===== RECORDED INFORMATION
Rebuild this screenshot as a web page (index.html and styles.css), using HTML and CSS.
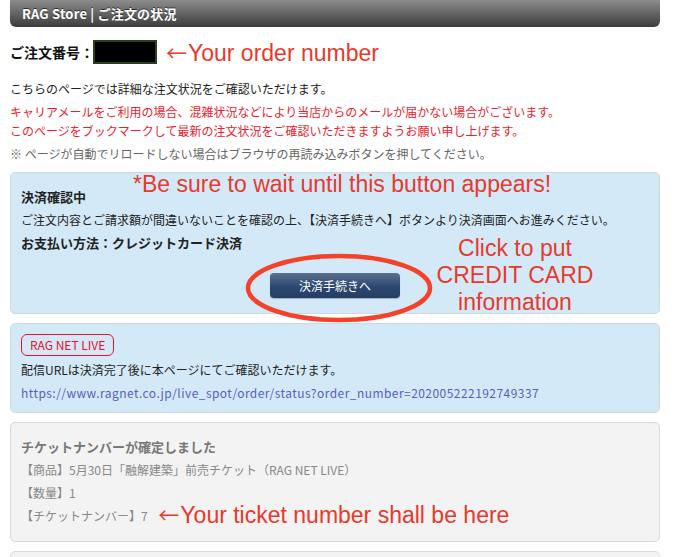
FILE: index.html
```html
<!DOCTYPE html>
<html lang="ja">
<head>
  <meta charset="UTF-8">
  <title>RAG Store | ご注文の状況</title>
  <link rel="stylesheet" href="styles.css">
</head>
<body>
  <div class="page">
    <div class="header">RAG Store | ご注文の状況</div>

    <!-- Order number -->
    <div class="order-row">
      <span class="order-label">ご注文番号：</span>
      <span class="order-number"></span>
      <span class="note-red note-order"><span class="arrow">←</span>Your order number</span>
    </div>

    <p class="intro">こちらのページでは詳細な注文状況をご確認いただけます。</p>
    <p class="warn">
      キャリアメールをご利用の場合、混雑状況などにより当店からのメールが届かない場合がございます。<br>
      このページをブックマークして最新の注文状況をご確認いただきますようお願い申し上げます。
    </p>
    <p class="hint">※ ページが自動でリロードしない場合はブラウザの再読み込みボタンを押してください。</p>

    <!-- Payment -->
    <div class="box box-blue payment">
      <span class="note-red note-wait">*Be sure to wait until this button appears!</span>
      <div class="row bold">決済確認中</div>
      <div class="row">ご注文内容とご請求額が間違いないことを確認の上、【決済手続きへ】ボタンより決済画面へお進みください。</div>
      <div class="row bold">お支払い方法：クレジットカード決済</div>
      <div class="btn-wrap">
        <button type="button" class="pay-btn">決済手続きへ</button>
      </div>
      <svg class="circle" width="194" height="74" viewBox="0 0 194 74">
        <ellipse cx="97" cy="37" rx="91" ry="32" fill="none" stroke="#f5412a" stroke-width="4.5"/>
      </svg>
      <div class="note-red note-click">Click to put<br>CREDIT CARD<br>information</div>
    </div>

    <!-- Live -->
    <div class="box box-blue live">
      <span class="badge">RAG NET LIVE</span>
      <div class="row">配信URLは決済完了後に本ページにてご確認いただけます。</div>
      <div class="row"><a class="link" href="#">https://www.ragnet.co.jp/live_spot/order/status?order_number=202005222192749337</a></div>
    </div>

    <!-- Ticket -->
    <div class="box box-gray ticket">
      <div class="row bold">チケットナンバーが確定しました</div>
      <div class="row">【商品】5月30日「融解建築」前売チケット（RAG NET LIVE）</div>
      <div class="row">【数量】1</div>
      <div class="row">【チケットナンバー】7 <span class="note-red note-ticket"><span class="arrow">←</span>Your ticket number shall be here</span></div>
    </div>

    <div class="box box-gray next"></div>
  </div>
</body>
</html>
```

FILE: styles.css
```css
body {
  margin: 0;
  font-family: "Noto Sans CJK JP", "Noto Sans", sans-serif;
  font-size: 12px;
  color: #222;
  background: #fff;
}

.page {
  padding: 0 15px 0 10px;
}

.header {
  height: 27px;
  line-height: 27px;
  padding-left: 12px;
  color: #fff;
  font-size: 13px;
  font-weight: bold;
  letter-spacing: 0.2px;
  border-radius: 0 0 6px 6px;
  background: linear-gradient(#8c8c8c, #3c3c3c);
  text-shadow: 0 -1px 0 rgba(0, 0, 0, 0.6);
}

.order-row {
  display: flex;
  align-items: center;
  height: 24px;
  margin-top: 13px;
}

.order-label {
  font-size: 14px;
  font-weight: bold;
  color: #111;
}

.order-number {
  width: 60px;
  height: 20px;
  background: #000;
  border: 2px solid #2b3f1d;
  margin-left: -1px;
}

.note-red {
  font-family: "Liberation Sans", Arial, sans-serif;
  font-size: 23px;
  color: #e8392b;
  font-weight: normal;
  white-space: nowrap;
}

.arrow {
  font-family: "Noto Sans CJK JP", sans-serif;
  font-size: 21px;
  margin-right: 1px;
}

.note-order {
  margin-left: 9px;
}

p {
  margin: 0;
  line-height: 19px;
}

.intro {
  margin-top: 15px;
  color: #222;
}

.warn {
  margin-top: 4px;
  color: #ee1c2e;
}

.hint {
  margin-top: 4px;
  color: #666;
}

.box {
  position: relative;
  border-radius: 5px;
  padding: 12px 10px 14px;
}

.box-blue {
  background: #d4e9f8;
  border: 1px solid #cfd9e0;
}

.box-gray {
  background: #f3f3f3;
  border: 1px solid #dadada;
  color: #888;
}

.row {
  line-height: 23px;
  white-space: nowrap;
}

.bold {
  font-weight: bold;
  font-size: 13px;
}

.payment {
  margin-top: 9px;
  padding-bottom: 15px;
}

.note-wait {
  position: absolute;
  top: 0;
  left: 122px;
  line-height: 23px;
}

.btn-wrap {
  display: flex;
  justify-content: center;
  margin-top: 19px;
}

.pay-btn {
  width: 130px;
  height: 25px;
  border: none;
  border-radius: 4px;
  color: #fff;
  font-family: inherit;
  font-size: 12px;
  background: linear-gradient(#5e7290, #2c4770 55%, #243e65);
  box-shadow: 0 1px 1px rgba(0, 0, 0, 0.25);
  cursor: pointer;
}

.circle {
  position: absolute;
  left: 231px;
  top: 78px;
  overflow: visible;
}

.note-click {
  position: absolute;
  top: 62px;
  left: 414px;
  width: 180px;
  text-align: center;
  line-height: 27px;
}

.live {
  margin-top: 9px;
  padding: 10px 10px 8px;
}

.badge {
  display: inline-block;
  height: 20px;
  line-height: 20px;
  padding: 0 8px;
  border: 1px solid #e8102a;
  border-radius: 6px;
  color: #e8102a;
  background: #d4e9f8;
}

.live .badge + .row {
  margin-top: 2px;
}

.link {
  color: #5a5cc4;
  text-decoration: none;
  letter-spacing: 0.45px;
}

.ticket {
  margin-top: 9px;
}

.ticket .bold {
  color: #777;
}

.note-ticket {
  margin-left: 8px;
  vertical-align: -2px;
  line-height: 1;
}

.next {
  margin-top: 9px;
  height: 40px;
  padding: 0;
}
```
==========
Do not copy the pictures, but repeat every line exactly.

> ANSWER BELOW
Rebuild this screenshot as a web page (index.html and styles.css), using HTML and CSS.
FILE: index.html
```html
<!DOCTYPE html>
<html lang="ja">
<head>
  <meta charset="UTF-8">
  <title>RAG Store | ご注文の状況</title>
  <link rel="stylesheet" href="styles.css">
</head>
<body>
  <div class="page">
    <div class="header">RAG Store | ご注文の状況</div>

    <!-- Order number -->
    <div class="order-row">
      <span class="order-label">ご注文番号：</span>
      <span class="order-number"></span>
      <span class="note-red note-order"><span class="arrow">←</span>Your order number</span>
    </div>

    <p class="intro">こちらのページでは詳細な注文状況をご確認いただけます。</p>
    <p class="warn">
      キャリアメールをご利用の場合、混雑状況などにより当店からのメールが届かない場合がございます。<br>
      このページをブックマークして最新の注文状況をご確認いただきますようお願い申し上げます。
    </p>
    <p class="hint">※ ページが自動でリロードしない場合はブラウザの再読み込みボタンを押してください。</p>

    <!-- Payment -->
    <div class="box box-blue payment">
      <span class="note-red note-wait">*Be sure to wait until this button appears!</span>
      <div class="row bold">決済確認中</div>
      <div class="row">ご注文内容とご請求額が間違いないことを確認の上、【決済手続きへ】ボタンより決済画面へお進みください。</div>
      <div class="row bold">お支払い方法：クレジットカード決済</div>
      <div class="btn-wrap">
        <button type="button" class="pay-btn">決済手続きへ</button>
      </div>
      <svg class="circle" width="194" height="74" viewBox="0 0 194 74">
        <ellipse cx="97" cy="37" rx="91" ry="32" fill="none" stroke="#f5412a" stroke-width="4.5"/>
      </svg>
      <div class="note-red note-click">Click to put<br>CREDIT CARD<br>information</div>
    </div>

    <!-- Live -->
    <div class="box box-blue live">
      <span class="badge">RAG NET LIVE</span>
      <div class="row">配信URLは決済完了後に本ページにてご確認いただけます。</div>
      <div class="row"><a class="link" href="#">https://www.ragnet.co.jp/live_spot/order/status?order_number=202005222192749337</a></div>
    </div>

    <!-- Ticket -->
    <div class="box box-gray ticket">
      <div class="row bold">チケットナンバーが確定しました</div>
      <div class="row">【商品】5月30日「融解建築」前売チケット（RAG NET LIVE）</div>
      <div class="row">【数量】1</div>
      <div class="row">【チケットナンバー】7 <span class="note-red note-ticket"><span class="arrow">←</span>Your ticket number shall be here</span></div>
    </div>

    <div class="box box-gray next"></div>
  </div>
</body>
</html>
```

FILE: styles.css
```css
body {
  margin: 0;
  font-family: "Noto Sans CJK JP", "Noto Sans", sans-serif;
  font-size: 12px;
  color: #222;
  background: #fff;
}

.page {
  padding: 0 15px 0 10px;
}

.header {
  height: 27px;
  line-height: 27px;
  padding-left: 12px;
  color: #fff;
  font-size: 13px;
  font-weight: bold;
  letter-spacing: 0.2px;
  border-radius: 0 0 6px 6px;
  background: linear-gradient(#8c8c8c, #3c3c3c);
  text-shadow: 0 -1px 0 rgba(0, 0, 0, 0.6);
}

.order-row {
  display: flex;
  align-items: center;
  height: 24px;
  margin-top: 13px;
}

.order-label {
  font-size: 14px;
  font-weight: bold;
  color: #111;
}

.order-number {
  width: 60px;
  height: 20px;
  background: #000;
  border: 2px solid #2b3f1d;
  margin-left: -1px;
}

.note-red {
  font-family: "Liberation Sans", Arial, sans-serif;
  font-size: 23px;
  color: #e8392b;
  font-weight: normal;
  white-space: nowrap;
}

.arrow {
  font-family: "Noto Sans CJK JP", sans-serif;
  font-size: 21px;
  margin-right: 1px;
}

.note-order {
  margin-left: 9px;
}

p {
  margin: 0;
  line-height: 19px;
}

.intro {
  margin-top: 15px;
  color: #222;
}

.warn {
  margin-top: 4px;
  color: #ee1c2e;
}

.hint {
  margin-top: 4px;
  color: #666;
}

.box {
  position: relative;
  border-radius: 5px;
  padding: 12px 10px 14px;
}

.box-blue {
  background: #d4e9f8;
  border: 1px solid #cfd9e0;
}

.box-gray {
  background: #f3f3f3;
  border: 1px solid #dadada;
  color: #888;
}

.row {
  line-height: 23px;
  white-space: nowrap;
}

.bold {
  font-weight: bold;
  font-size: 13px;
}

.payment {
  margin-top: 9px;
  padding-bottom: 15px;
}

.note-wait {
  position: absolute;
  top: 0;
  left: 122px;
  line-height: 23px;
}

.btn-wrap {
  display: flex;
  justify-content: center;
  margin-top: 19px;
}

.pay-btn {
  width: 130px;
  height: 25px;
  border: none;
  border-radius: 4px;
  color: #fff;
  font-family: inherit;
  font-size: 12px;
  background: linear-gradient(#5e7290, #2c4770 55%, #243e65);
  box-shadow: 0 1px 1px rgba(0, 0, 0, 0.25);
  cursor: pointer;
}

.circle {
  position: absolute;
  left: 231px;
  top: 78px;
  overflow: visible;
}

.note-click {
  position: absolute;
  top: 62px;
  left: 414px;
  width: 180px;
  text-align: center;
  line-height: 27px;
}

.live {
  margin-top: 9px;
  padding: 10px 10px 8px;
}

.badge {
  display: inline-block;
  height: 20px;
  line-height: 20px;
  padding: 0 8px;
  border: 1px solid #e8102a;
  border-radius: 6px;
  color: #e8102a;
  background: #d4e9f8;
}

.live .badge + .row {
  margin-top: 2px;
}

.link {
  color: #5a5cc4;
  text-decoration: none;
  letter-spacing: 0.45px;
}

.ticket {
  margin-top: 9px;
}

.ticket .bold {
  color: #777;
}

.note-ticket {
  margin-left: 8px;
  vertical-align: -2px;
  line-height: 1;
}

.next {
  margin-top: 9px;
  height: 40px;
  padding: 0;
}
```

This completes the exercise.